> **Source material**
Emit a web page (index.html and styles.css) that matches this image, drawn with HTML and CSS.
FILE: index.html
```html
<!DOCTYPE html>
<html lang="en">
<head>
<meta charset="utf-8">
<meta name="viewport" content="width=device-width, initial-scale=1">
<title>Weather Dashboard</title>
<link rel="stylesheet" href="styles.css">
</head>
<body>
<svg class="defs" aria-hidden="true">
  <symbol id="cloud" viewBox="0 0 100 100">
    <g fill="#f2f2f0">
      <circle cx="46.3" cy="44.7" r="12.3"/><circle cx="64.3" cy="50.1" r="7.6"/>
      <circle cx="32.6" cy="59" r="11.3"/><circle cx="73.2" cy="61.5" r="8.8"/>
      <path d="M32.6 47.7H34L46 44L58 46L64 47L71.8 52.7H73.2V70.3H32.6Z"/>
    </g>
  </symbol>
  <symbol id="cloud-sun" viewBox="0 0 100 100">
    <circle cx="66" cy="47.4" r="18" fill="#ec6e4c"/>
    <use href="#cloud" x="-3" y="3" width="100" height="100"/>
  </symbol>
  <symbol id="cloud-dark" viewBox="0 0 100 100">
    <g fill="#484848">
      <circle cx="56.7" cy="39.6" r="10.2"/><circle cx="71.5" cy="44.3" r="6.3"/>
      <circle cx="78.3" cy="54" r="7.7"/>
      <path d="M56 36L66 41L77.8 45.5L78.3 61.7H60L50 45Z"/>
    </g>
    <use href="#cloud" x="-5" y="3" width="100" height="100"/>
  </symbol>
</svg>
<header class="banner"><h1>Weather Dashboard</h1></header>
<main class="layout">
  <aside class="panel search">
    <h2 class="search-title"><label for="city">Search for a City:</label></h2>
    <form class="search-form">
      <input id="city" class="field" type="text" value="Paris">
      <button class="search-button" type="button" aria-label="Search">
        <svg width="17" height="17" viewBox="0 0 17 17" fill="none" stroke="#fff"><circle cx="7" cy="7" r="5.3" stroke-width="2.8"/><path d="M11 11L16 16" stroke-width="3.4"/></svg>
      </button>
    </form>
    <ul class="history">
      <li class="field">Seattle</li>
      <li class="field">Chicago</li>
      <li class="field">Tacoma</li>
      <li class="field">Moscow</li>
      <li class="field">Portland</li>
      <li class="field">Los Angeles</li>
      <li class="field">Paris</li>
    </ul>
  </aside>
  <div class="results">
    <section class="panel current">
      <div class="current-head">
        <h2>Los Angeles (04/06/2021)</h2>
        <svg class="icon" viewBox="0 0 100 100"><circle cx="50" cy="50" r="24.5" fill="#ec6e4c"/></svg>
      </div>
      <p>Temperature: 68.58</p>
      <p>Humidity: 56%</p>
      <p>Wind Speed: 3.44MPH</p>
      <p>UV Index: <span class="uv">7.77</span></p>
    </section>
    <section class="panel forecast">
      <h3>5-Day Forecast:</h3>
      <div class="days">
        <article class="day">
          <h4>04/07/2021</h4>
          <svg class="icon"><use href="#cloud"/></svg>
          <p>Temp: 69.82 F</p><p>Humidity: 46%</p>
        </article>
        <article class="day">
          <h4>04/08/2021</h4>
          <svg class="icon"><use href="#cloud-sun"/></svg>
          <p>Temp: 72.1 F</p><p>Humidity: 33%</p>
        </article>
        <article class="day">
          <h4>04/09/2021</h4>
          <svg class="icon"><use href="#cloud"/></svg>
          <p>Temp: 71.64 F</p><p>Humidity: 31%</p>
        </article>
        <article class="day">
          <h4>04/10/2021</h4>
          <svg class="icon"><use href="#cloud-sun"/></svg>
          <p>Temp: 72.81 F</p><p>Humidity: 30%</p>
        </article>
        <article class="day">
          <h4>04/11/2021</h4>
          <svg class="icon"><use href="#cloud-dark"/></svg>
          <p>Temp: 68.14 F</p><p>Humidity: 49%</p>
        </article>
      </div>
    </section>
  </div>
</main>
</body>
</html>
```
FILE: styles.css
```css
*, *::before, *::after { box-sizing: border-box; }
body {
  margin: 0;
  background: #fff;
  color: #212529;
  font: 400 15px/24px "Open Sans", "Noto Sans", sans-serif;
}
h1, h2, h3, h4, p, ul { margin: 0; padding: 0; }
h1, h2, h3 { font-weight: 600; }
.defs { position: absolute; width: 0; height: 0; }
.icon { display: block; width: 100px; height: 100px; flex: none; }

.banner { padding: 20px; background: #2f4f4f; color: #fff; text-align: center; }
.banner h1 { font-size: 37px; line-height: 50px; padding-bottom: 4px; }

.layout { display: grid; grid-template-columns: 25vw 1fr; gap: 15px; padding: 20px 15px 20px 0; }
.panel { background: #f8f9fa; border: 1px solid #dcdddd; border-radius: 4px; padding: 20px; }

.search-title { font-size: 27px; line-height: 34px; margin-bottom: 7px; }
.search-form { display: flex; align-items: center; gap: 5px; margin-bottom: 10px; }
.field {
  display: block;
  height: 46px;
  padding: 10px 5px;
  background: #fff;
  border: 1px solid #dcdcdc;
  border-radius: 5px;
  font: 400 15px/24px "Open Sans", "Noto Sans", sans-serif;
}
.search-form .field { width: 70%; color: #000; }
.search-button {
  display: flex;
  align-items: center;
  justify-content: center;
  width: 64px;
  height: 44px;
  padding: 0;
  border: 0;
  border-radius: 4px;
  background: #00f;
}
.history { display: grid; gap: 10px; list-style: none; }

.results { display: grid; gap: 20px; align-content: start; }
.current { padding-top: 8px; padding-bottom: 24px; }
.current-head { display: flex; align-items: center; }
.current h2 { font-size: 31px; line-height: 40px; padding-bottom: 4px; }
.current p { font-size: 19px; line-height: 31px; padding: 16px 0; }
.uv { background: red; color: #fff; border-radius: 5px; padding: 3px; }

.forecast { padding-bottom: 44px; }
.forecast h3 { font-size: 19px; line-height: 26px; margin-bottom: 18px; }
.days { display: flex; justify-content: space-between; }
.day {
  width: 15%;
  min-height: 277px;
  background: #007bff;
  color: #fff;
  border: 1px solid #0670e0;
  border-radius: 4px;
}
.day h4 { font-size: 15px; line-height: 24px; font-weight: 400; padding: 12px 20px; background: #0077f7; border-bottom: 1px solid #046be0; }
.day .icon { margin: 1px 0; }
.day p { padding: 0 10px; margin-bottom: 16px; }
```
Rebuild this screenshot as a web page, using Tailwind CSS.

> **The task**
Please output the entire listing exactly as it stands.

> **Answer to this task**
Emit a web page (index.html and styles.css) that matches this image, drawn with HTML and CSS.
FILE: index.html
```html
<!DOCTYPE html>
<html lang="en">
<head>
<meta charset="utf-8">
<meta name="viewport" content="width=device-width, initial-scale=1">
<title>Weather Dashboard</title>
<link rel="stylesheet" href="styles.css">
</head>
<body>
<svg class="defs" aria-hidden="true">
  <symbol id="cloud" viewBox="0 0 100 100">
    <g fill="#f2f2f0">
      <circle cx="46.3" cy="44.7" r="12.3"/><circle cx="64.3" cy="50.1" r="7.6"/>
      <circle cx="32.6" cy="59" r="11.3"/><circle cx="73.2" cy="61.5" r="8.8"/>
      <path d="M32.6 47.7H34L46 44L58 46L64 47L71.8 52.7H73.2V70.3H32.6Z"/>
    </g>
  </symbol>
  <symbol id="cloud-sun" viewBox="0 0 100 100">
    <circle cx="66" cy="47.4" r="18" fill="#ec6e4c"/>
    <use href="#cloud" x="-3" y="3" width="100" height="100"/>
  </symbol>
  <symbol id="cloud-dark" viewBox="0 0 100 100">
    <g fill="#484848">
      <circle cx="56.7" cy="39.6" r="10.2"/><circle cx="71.5" cy="44.3" r="6.3"/>
      <circle cx="78.3" cy="54" r="7.7"/>
      <path d="M56 36L66 41L77.8 45.5L78.3 61.7H60L50 45Z"/>
    </g>
    <use href="#cloud" x="-5" y="3" width="100" height="100"/>
  </symbol>
</svg>
<header class="banner"><h1>Weather Dashboard</h1></header>
<main class="layout">
  <aside class="panel search">
    <h2 class="search-title"><label for="city">Search for a City:</label></h2>
    <form class="search-form">
      <input id="city" class="field" type="text" value="Paris">
      <button class="search-button" type="button" aria-label="Search">
        <svg width="17" height="17" viewBox="0 0 17 17" fill="none" stroke="#fff"><circle cx="7" cy="7" r="5.3" stroke-width="2.8"/><path d="M11 11L16 16" stroke-width="3.4"/></svg>
      </button>
    </form>
    <ul class="history">
      <li class="field">Seattle</li>
      <li class="field">Chicago</li>
      <li class="field">Tacoma</li>
      <li class="field">Moscow</li>
      <li class="field">Portland</li>
      <li class="field">Los Angeles</li>
      <li class="field">Paris</li>
    </ul>
  </aside>
  <div class="results">
    <section class="panel current">
      <div class="current-head">
        <h2>Los Angeles (04/06/2021)</h2>
        <svg class="icon" viewBox="0 0 100 100"><circle cx="50" cy="50" r="24.5" fill="#ec6e4c"/></svg>
      </div>
      <p>Temperature: 68.58</p>
      <p>Humidity: 56%</p>
      <p>Wind Speed: 3.44MPH</p>
      <p>UV Index: <span class="uv">7.77</span></p>
    </section>
    <section class="panel forecast">
      <h3>5-Day Forecast:</h3>
      <div class="days">
        <article class="day">
          <h4>04/07/2021</h4>
          <svg class="icon"><use href="#cloud"/></svg>
          <p>Temp: 69.82 F</p><p>Humidity: 46%</p>
        </article>
        <article class="day">
          <h4>04/08/2021</h4>
          <svg class="icon"><use href="#cloud-sun"/></svg>
          <p>Temp: 72.1 F</p><p>Humidity: 33%</p>
        </article>
        <article class="day">
          <h4>04/09/2021</h4>
          <svg class="icon"><use href="#cloud"/></svg>
          <p>Temp: 71.64 F</p><p>Humidity: 31%</p>
        </article>
        <article class="day">
          <h4>04/10/2021</h4>
          <svg class="icon"><use href="#cloud-sun"/></svg>
          <p>Temp: 72.81 F</p><p>Humidity: 30%</p>
        </article>
        <article class="day">
          <h4>04/11/2021</h4>
          <svg class="icon"><use href="#cloud-dark"/></svg>
          <p>Temp: 68.14 F</p><p>Humidity: 49%</p>
        </article>
      </div>
    </section>
  </div>
</main>
</body>
</html>
```
FILE: styles.css
```css
*, *::before, *::after { box-sizing: border-box; }
body {
  margin: 0;
  background: #fff;
  color: #212529;
  font: 400 15px/24px "Open Sans", "Noto Sans", sans-serif;
}
h1, h2, h3, h4, p, ul { margin: 0; padding: 0; }
h1, h2, h3 { font-weight: 600; }
.defs { position: absolute; width: 0; height: 0; }
.icon { display: block; width: 100px; height: 100px; flex: none; }

.banner { padding: 20px; background: #2f4f4f; color: #fff; text-align: center; }
.banner h1 { font-size: 37px; line-height: 50px; padding-bottom: 4px; }

.layout { display: grid; grid-template-columns: 25vw 1fr; gap: 15px; padding: 20px 15px 20px 0; }
.panel { background: #f8f9fa; border: 1px solid #dcdddd; border-radius: 4px; padding: 20px; }

.search-title { font-size: 27px; line-height: 34px; margin-bottom: 7px; }
.search-form { display: flex; align-items: center; gap: 5px; margin-bottom: 10px; }
.field {
  display: block;
  height: 46px;
  padding: 10px 5px;
  background: #fff;
  border: 1px solid #dcdcdc;
  border-radius: 5px;
  font: 400 15px/24px "Open Sans", "Noto Sans", sans-serif;
}
.search-form .field { width: 70%; color: #000; }
.search-button {
  display: flex;
  align-items: center;
  justify-content: center;
  width: 64px;
  height: 44px;
  padding: 0;
  border: 0;
  border-radius: 4px;
  background: #00f;
}
.history { display: grid; gap: 10px; list-style: none; }

.results { display: grid; gap: 20px; align-content: start; }
.current { padding-top: 8px; padding-bottom: 24px; }
.current-head { display: flex; align-items: center; }
.current h2 { font-size: 31px; line-height: 40px; padding-bottom: 4px; }
.current p { font-size: 19px; line-height: 31px; padding: 16px 0; }
.uv { background: red; color: #fff; border-radius: 5px; padding: 3px; }

.forecast { padding-bottom: 44px; }
.forecast h3 { font-size: 19px; line-height: 26px; margin-bottom: 18px; }
.days { display: flex; justify-content: space-between; }
.day {
  width: 15%;
  min-height: 277px;
  background: #007bff;
  color: #fff;
  border: 1px solid #0670e0;
  border-radius: 4px;
}
.day h4 { font-size: 15px; line-height: 24px; font-weight: 400; padding: 12px 20px; background: #0077f7; border-bottom: 1px solid #046be0; }
.day .icon { margin: 1px 0; }
.day p { padding: 0 10px; margin-bottom: 16px; }
```
Rebuild this screenshot as a web page, using Tailwind CSS.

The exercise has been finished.